除了他這樣獨特的不會被紅血病毒感染的人以外,還有人能在這裡以人的身份存活嗎?
那個老人的反應代表了他和血徒并不是同一陣營的,而作為極易在紅血病毒的感染中死去的兩大群體之一,躲避似乎并沒有任何作用,還能活在這樣的環境中的普通人本來就是不太正常的存在。
此地的情況和沈長聿的認知出現了一些分歧。
“小辰,都說了慢一點,再這樣下去我就要生氣了!”血徒高喊着,聲音在樓道裡回響。
沈長聿的回應是幾步蹿上去,一腳踹開了鎖着的通往天台的大門。
頂樓的風猛地吹進來,帶着嗆人的不舒服的氣味,沈長聿幾乎是瞬間就越過了門,又在門旁邊堆的雜物堆裡掰了根生鏽的鐵棍插進了門的兩個把手裡,寄希望于它們能稍稍延緩一些身後血徒的腳步。
這是一棟格外高的樓,比周圍的那些樓房還要高的多,難怪沈長聿上樓的時候會覺得樓道沒有盡頭。
站在這裡就能輕易的看到遙遠邊界處的屏障,隻是沈長聿多看了幾眼,便發覺并不是那屏障将此地隔離開來,那屏障隻是将裡外兩地分隔,真正保護的是内部區域。
這片區域是被抛棄在外的地方,被放棄的地界,任由紅血病毒泛濫蔓延,而不做任何措施。
樓頂分兩層,有一個下行的小平台,沈長聿沒有過多猶豫,撿了根棍子做武器便沿着邊緣往下,下到了第二層的小平台上,借助高低落差遮擋自己的身形。
很快,身後便傳來了碰撞的聲音,插在門把手上的鐵棍隻兩下便發出扭曲的嘎吱聲,斷成兩截落在地上,血徒推開裂了大豁口的門,念叨着走出來:“怎麼不見了呢?跑的可真快啊!”

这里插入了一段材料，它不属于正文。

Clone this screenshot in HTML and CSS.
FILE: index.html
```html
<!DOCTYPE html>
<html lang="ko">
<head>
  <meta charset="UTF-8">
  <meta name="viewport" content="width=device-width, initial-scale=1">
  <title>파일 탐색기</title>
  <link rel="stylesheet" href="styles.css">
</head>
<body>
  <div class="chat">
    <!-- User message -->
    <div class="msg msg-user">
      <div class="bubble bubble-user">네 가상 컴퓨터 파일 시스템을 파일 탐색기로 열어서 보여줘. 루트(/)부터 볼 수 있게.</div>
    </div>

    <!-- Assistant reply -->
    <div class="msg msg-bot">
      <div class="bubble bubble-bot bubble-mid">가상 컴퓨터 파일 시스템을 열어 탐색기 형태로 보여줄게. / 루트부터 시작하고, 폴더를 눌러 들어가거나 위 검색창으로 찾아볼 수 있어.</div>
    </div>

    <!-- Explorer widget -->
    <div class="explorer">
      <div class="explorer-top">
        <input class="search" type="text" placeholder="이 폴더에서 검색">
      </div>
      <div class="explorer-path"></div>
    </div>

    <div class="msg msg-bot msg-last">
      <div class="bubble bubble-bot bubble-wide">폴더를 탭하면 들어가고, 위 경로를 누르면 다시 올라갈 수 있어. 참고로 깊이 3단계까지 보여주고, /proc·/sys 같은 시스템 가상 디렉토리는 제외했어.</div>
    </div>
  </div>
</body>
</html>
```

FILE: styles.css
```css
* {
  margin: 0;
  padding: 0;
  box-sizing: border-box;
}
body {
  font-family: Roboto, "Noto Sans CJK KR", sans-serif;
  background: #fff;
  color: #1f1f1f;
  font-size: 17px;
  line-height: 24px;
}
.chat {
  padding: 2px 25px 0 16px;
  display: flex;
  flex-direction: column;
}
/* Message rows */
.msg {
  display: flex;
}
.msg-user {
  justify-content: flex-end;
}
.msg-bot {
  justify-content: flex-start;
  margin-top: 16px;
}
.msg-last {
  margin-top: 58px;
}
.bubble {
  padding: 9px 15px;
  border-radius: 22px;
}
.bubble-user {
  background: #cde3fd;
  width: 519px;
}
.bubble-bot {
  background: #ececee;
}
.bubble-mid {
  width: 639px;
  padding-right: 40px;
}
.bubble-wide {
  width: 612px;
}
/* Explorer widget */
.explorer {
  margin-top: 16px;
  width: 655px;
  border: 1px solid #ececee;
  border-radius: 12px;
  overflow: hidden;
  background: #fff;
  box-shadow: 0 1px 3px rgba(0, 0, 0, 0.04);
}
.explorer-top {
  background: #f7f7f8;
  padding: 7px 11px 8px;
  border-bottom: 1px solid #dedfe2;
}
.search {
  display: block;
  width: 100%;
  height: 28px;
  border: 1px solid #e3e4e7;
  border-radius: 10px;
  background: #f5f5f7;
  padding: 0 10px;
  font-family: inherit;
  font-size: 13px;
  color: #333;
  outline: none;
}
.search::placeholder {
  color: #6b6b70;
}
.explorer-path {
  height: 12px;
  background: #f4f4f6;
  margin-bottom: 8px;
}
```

因為沒有從樓頂往下翻的聲音,他的步伐也并不是很急迫,隻慢悠悠的往前走,貼在平台的邊緣往下看:“讓我看看是不是躲在這裡呢?”
腳步聲在沈長聿不遠處響起,分不出材質的鞋底踩在積了水的地面上,帶着水滴四濺的聲響,緩慢而危險。
沈長聿捏緊了手中的棍子,保持着目前的姿勢一動也沒動。
手中的棍子已經生鏽,似乎隻要他用力捏下去,上面浮起的碎屑就會紛紛落地,他連用力都不敢。

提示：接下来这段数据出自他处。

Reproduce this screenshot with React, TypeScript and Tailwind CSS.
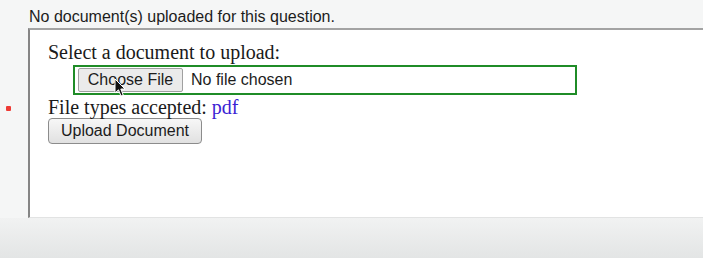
export default function App() {
  return (
    <div className="flex h-[258px] w-[703px] flex-col overflow-hidden bg-[#f5f6f6] font-['Liberation_Sans',Arial,sans-serif] text-[#1c1c1c]">
      {/* Status line */}
      <div className="h-[28px] shrink-0 pl-[29px] pt-[8px] text-[16px] leading-[18px]">
        No document(s) uploaded for this question.
      </div>

      <div className="flex h-[190px] shrink-0">
        {/* Required marker gutter */}
        <div className="w-[28px] shrink-0 pl-[6px] pt-[78px]">
          <span className="block size-[5px] rounded-[1px] bg-[#ee3b35]" />
        </div>

        {/* Upload panel */}
        <div className="relative flex-1 border-t-2 border-l-2 border-t-[#a3a3a3] border-l-[#858585] border-b border-b-[#e2e3e3] bg-white pl-[18px] pt-[11px] font-['Liberation_Serif','Times_New_Roman',serif] text-[20px] leading-[22px] text-[#1a1a1a]">
          <div>Select a document to upload:</div>

          <div className="mt-[2px] ml-[25px] flex h-[30px] w-[504px] items-center border-2 border-[#1f8c27] px-[3px] font-['Liberation_Sans',Arial,sans-serif] text-[16px]">
            <span className="flex h-[24px] w-[105px] items-center justify-center rounded-[2px] border border-[#a0a0a0] bg-[#ebebeb] leading-none text-[#1c1c1c]">
              Choose File
            </span>
            <span className="ml-[8px] leading-none text-[#1c1c1c]">No file chosen</span>
          </div>

          <div className="mt-[1px]">
            File types accepted: <span className="text-[#3a22d4]">pdf</span>
          </div>

          <button className="flex h-[26px] w-[154px] items-center justify-center rounded-[4px] border border-[#8c8c8c] bg-gradient-to-b from-[#f7f7f7] to-[#e1e1e1] font-['Liberation_Sans',Arial,sans-serif] text-[16px] leading-none text-[#1c1c1c]">
            Upload Document
          </button>

          {/* Mouse pointer */}
          <svg
            className="absolute left-[84px] top-[48px]"
            width="12"
            height="20"
            viewBox="0 0 12 20"
          >
            <path
              d="M1 1 L1 15 L4.5 11.8 L7 18 L9.2 17 L6.8 11 L11 11 Z"
              fill="#111"
              stroke="#fff"
              strokeWidth="1"
              strokeLinejoin="round"
            />
          </svg>
        </div>
      </div>

      {/* Lower chrome */}
      <div className="flex-1 bg-gradient-to-b from-[#f1f2f2] to-[#e3e5e5]" />
    </div>
  );
}
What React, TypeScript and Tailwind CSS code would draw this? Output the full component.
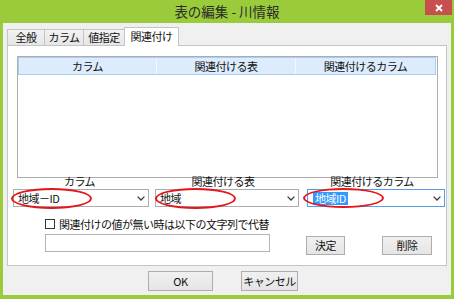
import React, { ReactNode } from "react";

const Chevron = () => (
  <svg width="8" height="5" viewBox="0 0 8 5" className="shrink-0">
    <path d="M0.6 0.6 L4 4 L7.4 0.6" fill="none" stroke="#3a3a3a" strokeWidth="1.3" />
  </svg>
);

interface ComboProps {
  children: ReactNode;
  className?: string;
  focused?: boolean;
}

const Combo = ({ children, className, focused }: ComboProps) => (
  <div
    className={`${className || ""} flex h-[18px] items-center border bg-white pl-[4px] pr-[3px] ${focused ? "border-[#569de5]" : "border-[#acacac]"}`}
  >
    <div className="flex flex-1 items-center text-[11px] leading-[13px] tracking-[-0.5px]">{children}</div>
    <Chevron />
  </div>
);

const Button = ({ children, className }: { children: ReactNode; className?: string }) => (
  <div
    className={`${className || ""} flex items-center justify-center border border-[#adadad] bg-gradient-to-b from-[#f0f0f0] to-[#e5e5e5] text-[11px] leading-none tracking-[-0.5px]`}
  >
    {children}
  </div>
);

const Tab = ({ children, className }: { children: ReactNode; className?: string }) => (
  <div
    className={`${className || ""} flex h-[16px] items-center justify-center border border-b-0 border-[#c4c4c4] bg-gradient-to-b from-[#f2f2f2] to-[#e6e6e6] text-[11px] leading-none tracking-[-0.5px]`}
  >
    {children}
  </div>
);

const App = () => {
  return (
    <div className="flex h-[299px] w-[454px] flex-col overflow-hidden bg-[#9acb3b] font-['Noto_Sans_CJK_JP','Noto_Sans',sans-serif] text-[#111]">
      {/* title bar */}
      <div className="flex h-[23px] shrink-0">
        <div className="w-[29px]" />
        <div className="flex flex-1 items-center justify-center pb-[1px] text-[13.5px] text-[#2a2a2a]">表の編集 - 川情報</div>
        <div className="mr-[2px] flex h-[15px] w-[27px] items-center justify-center bg-[#c7504f]">
          <svg width="8" height="8" viewBox="0 0 8 8">
            <path d="M1 1 L7 7 M7 1 L1 7" stroke="#fff" strokeWidth="1.8" />
          </svg>
        </div>
      </div>

      {/* body */}
      <div className="mx-[3px] mb-[4px] flex flex-1 flex-col bg-[#f0f0f0]">
        {/* tabs */}
        <div className="mt-[4px] flex h-[18px] items-end pl-[4px]">
          <Tab className="w-[38px]">全般</Tab>
          <Tab className="-ml-px w-[40px]">カラム</Tab>
          <Tab className="-ml-px w-[42px]">値指定</Tab>
          <div className="relative z-10 -mb-px -ml-px flex h-[19px] w-[55px] items-center justify-center border border-b-0 border-[#c4c4c4] bg-white pb-[1px] text-[11px] leading-none tracking-[-0.5px]">
            関連付け
          </div>
        </div>

        {/* panel */}
        <div className="relative ml-[4px] h-[221px] w-[440px] border border-[#c4c4c4] bg-white">
          {/* list view */}
          <div className="ml-[9px] mt-[10px] h-[122px] w-[421px] border border-[#adadad]">
            <div className="flex h-[18px] w-[418px] border border-[#a6cdf2] bg-[#dcecfc] text-[11px] leading-none tracking-[-0.5px]">
              <div className="flex w-[138px] items-center justify-center border-r border-[#f2f8fe]">カラム</div>
              <div className="flex w-[139px] items-center justify-center border-r border-[#f2f8fe]">関連付ける表</div>
              <div className="flex flex-1 items-center justify-center">関連付けるカラム</div>
            </div>
          </div>

          {/* combos */}
          <div className="-mt-[2px] flex">
            <div className="ml-[5px] flex w-[136px] flex-col">
              <div className="pr-[3px] text-center text-[11px] leading-[11px] tracking-[-0.5px]">カラム</div>
              <Combo className="mt-[2px]">地域－ID</Combo>
            </div>
            <div className="ml-[6px] flex w-[144px] flex-col">
              <div className="pr-[8px] text-center text-[11px] leading-[11px] tracking-[-0.5px]">関連付ける表</div>
              <Combo className="mt-[2px]">地域</Combo>
            </div>
            <div className="ml-[8px] flex w-[138px] flex-col">
              <div className="pr-[8px] text-center text-[11px] leading-[11px] tracking-[-0.5px]">関連付けるカラム</div>
              <Combo className="mt-[2px]" focused>
                <span className="ml-[1px] bg-[#3399ff] px-[2px] text-white">地域ID</span>
              </Combo>
            </div>
          </div>

          {/* checkbox */}
          <div className="ml-[37px] mt-[12px] flex h-[10px] items-center">
            <div className="h-[10px] w-[10px] border border-[#333] bg-white" />
            <span className="ml-[4px] text-[11px] leading-none tracking-[-0.5px]">関連付けの値が無い時は以下の文字列で代替</span>
          </div>

          {/* input + buttons */}
          <div className="ml-[37px] mt-[5px] flex items-start">
            <div className="h-[18px] w-[225px] border border-[#b4b4b4] bg-white" />
            <Button className="ml-[36px] mt-[2px] h-[19px] w-[39px]">決定</Button>
            <Button className="ml-[37px] mt-[2px] h-[19px] w-[50px]">削除</Button>
          </div>

          {/* red marks */}
          <div className="absolute left-[3px] top-[142px] h-[21px] w-[81px] rounded-[50%] border-2 border-[#e3161b]" />
          <div className="absolute left-[147px] top-[142px] h-[21px] w-[81px] rounded-[50%] border-2 border-[#e3161b]" />
          <div className="absolute left-[295px] top-[142px] h-[20px] w-[81px] rounded-[50%] border-2 border-[#e3161b]" />
        </div>

        {/* dialog buttons */}
        <div className="ml-[145px] mt-[5px] flex gap-[28px]">
          <Button className="h-[20px] w-[65px]">OK</Button>
          <Button className="h-[20px] w-[57px]">キャンセル</Button>
        </div>
      </div>
    </div>
  );
};

export default App;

對方對于他并不算警惕,如果他借着對方的這種輕敵心理襲擊的話,也不知道能不能奏效,若是之前一直用的匕首還在,沈長聿說不定會更有把握一些。
他正盤算着要怎麼才能趁頭頂的血徒不注意的時候動手,目光卻突然一頓,望向了前方的一座樓,在離樓頂挺近的樓層上,打開的窗戶中,一個小女孩正趴在窗台上看他,臉上的神情還算懵懂,眼睛卻是鮮豔的紅色。
越過她的身體,沈長聿甚至從那些縫隙中窺到了屋内的景象,就在窗邊不遠的地方,地面上露出一截腐爛的厲害的東西,隐約還能分辨出那是人手掌的形狀。